It was great to be part of the first National Youth Ministry Weekend in Birmingham this weekend. I came away in equal parts encouraged and challenged. Here are three reasons for each.

I am encouraged:

  • By the sheer quality and commitment of the people involved in youth ministry in the UK and beyond. The speaking team for the weekend was excellent – highlights included the penetrating analysis of Kenda Creasy Dean from Princeton and the slam-poet style delivery of Miriam Swaffield from Fusion – but it wasn’t just the big hitters who scored. The overall level of engagement and exchange was deep and reflective, driven by a very real willingness to acknowledge the challenges facing young people and at the same time by a faith that believes them surmountable.
  • By the gender balance, both of the speaking team and of the participants. Youth ministry has always been a step ahead of the wider church on this, but this seemed a particularly positive aspect of this weekend. Not only because there were women on the platform, but because they were so good, and brought such authority to the event. And not only because we talked as much about girls as guys, but because we did so with real sensitivity to the issues involved.
  • By a very deep sense of God’s reckless love informing both the worship and the content of the weekend. Love for us, as leaders in ministry, and love for those we seek to lead. There was a notable and welcome emphasis on the mental health needs of young people and of those who work with them, and an encouraging level of honesty.
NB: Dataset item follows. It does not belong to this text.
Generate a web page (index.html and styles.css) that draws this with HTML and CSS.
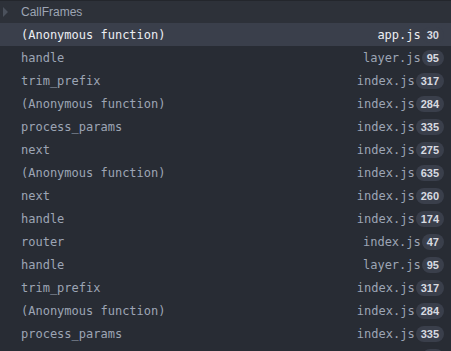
FILE: index.html
```html
<!DOCTYPE html>
<html>
  <head>
    <title>Call frames</title>
    <meta http-equiv="Content-Type" content="text/html; charset=UTF-8">
    <link rel="stylesheet" href="styles.css">
  </head>
  <body>
    <div class="panel">
      <div class="header">
        <span class="arrow"></span>
        <span class="title">CallFrames</span>
      </div>
      <ul class="frames">
        <li class="frame selected"><span class="name">(Anonymous function)</span><span class="file">app.js</span><span class="line">30</span></li>
        <li class="frame"><span class="name">handle</span><span class="file">layer.js</span><span class="line">95</span></li>
        <li class="frame"><span class="name">trim_prefix</span><span class="file">index.js</span><span class="line">317</span></li>
        <li class="frame"><span class="name">(Anonymous function)</span><span class="file">index.js</span><span class="line">284</span></li>
        <li class="frame"><span class="name">process_params</span><span class="file">index.js</span><span class="line">335</span></li>
        <li class="frame"><span class="name">next</span><span class="file">index.js</span><span class="line">275</span></li>
        <li class="frame"><span class="name">(Anonymous function)</span><span class="file">index.js</span><span class="line">635</span></li>
        <li class="frame"><span class="name">next</span><span class="file">index.js</span><span class="line">260</span></li>
        <li class="frame"><span class="name">handle</span><span class="file">index.js</span><span class="line">174</span></li>
        <li class="frame"><span class="name">router</span><span class="file">index.js</span><span class="line">47</span></li>
        <li class="frame"><span class="name">handle</span><span class="file">layer.js</span><span class="line">95</span></li>
        <li class="frame"><span class="name">trim_prefix</span><span class="file">index.js</span><span class="line">317</span></li>
        <li class="frame"><span class="name">(Anonymous function)</span><span class="file">index.js</span><span class="line">284</span></li>
        <li class="frame"><span class="name">process_params</span><span class="file">index.js</span><span class="line">335</span></li>
        <li class="frame"><span class="name"></span><span class="line">&nbsp;</span></li>
      </ul>
    </div>
  </body>
</html>
```

FILE: styles.css
```css
body {
  margin: 0;
  background-color: #282c34;
  overflow: hidden;
}
.panel {
  height: 351px;
  overflow: hidden;
}
.header {
  height: 23px;
  display: flex;
  align-items: center;
  padding-left: 3px;
  background-color: #2d3139;
  border-top: 1px solid #23262c;
  box-sizing: border-box;
}
.arrow {
  width: 0;
  height: 0;
  border-top: 5px solid transparent;
  border-bottom: 5px solid transparent;
  border-left: 5px solid #4b515c;
  margin-right: 13px;
}
.title {
  font-family: "Liberation Sans", Arial, sans-serif;
  font-size: 12px;
  color: #9da5b4;
}
.frames {
  list-style: none;
  margin: 0;
  padding: 0;
}
.frame {
  height: 23px;
  box-sizing: border-box;
  display: flex;
  align-items: center;
  padding: 1px 7px 0 21px;
  font-family: "DejaVu Sans Mono", monospace;
  font-size: 12px;
  color: #9da5b4;
}
.frame.selected {
  background-color: #3a3f4b;
  color: #eceef2;
}
.name {
  flex: 1;
}
.file {
  margin-right: 1px;
}
.line {
  min-width: 12px;
  height: 16px;
  line-height: 16px;
  padding: 0 5px;
  border-radius: 8px;
  background-color: #3a3f4b;
  color: #d7dae0;
  font-family: "Liberation Sans", Arial, sans-serif;
  font-size: 11px;
  font-weight: bold;
  text-align: center;
}
```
Beneath this, though, there was a heartfelt confidence in the goodness of God, and an underlying belief that the foundation of all ministry to young people is the fact that their maker loves them with an irrepressible, irrational passion.

I am challenged:

  • Because I am not convinced that these values are reflected to the same degree in the leadership structures of many of the churches that employ these same youth ministry leaders. I could be wrong here, and I will be the first to rejoice if proven so, but I have a hunch that the willingness of these (mostly) young leaders to be led by love and to follow the Holy Spirit into the new shapes he has for our churches may ultimately clash with the job descriptions they have been given, too many of which involve recruiting young people into structure that most of us strongly suspect are failing.
  • Because I fear, as a result of this, that some of the dreams and visions released on a weekend such as this are going to be smothered at birth – and the leaders who carry them are going to face disappointment. A clear challenge was issued over the weekend to release the new generations as architects of the new structures God is bringing to birth. Will that challenge be heard beyond the conference halls of this and similar events? Will it reach the ecclesial corridors of power? We can but hope.
  • Because I want to see more of this. More conversations about the future of our churches. More opportunities to equip and release those who in turn will equip and release others. More moments of complete surrender where we are fully aware of the pain and sweat that surrender will bring us. My greatest concern is that in the face of the immense and accelerated social changes rocking our world, we are not doing enough and we are not doing it fast enough. Despite several painful decades of being aware of the trouble we’re in, we persist in maintaining structures and ideas that simply won’t carry into our future. Our attitude to social change is very similar to our response to climate change: we say it matters but we live as if it doesn’t.

My response to this odd cocktail of encouragement and challenge is to redouble my engagement with reformation and renewal, working hand in hand with all those committed to the same journey. Playtime’s over, folks… time to get real.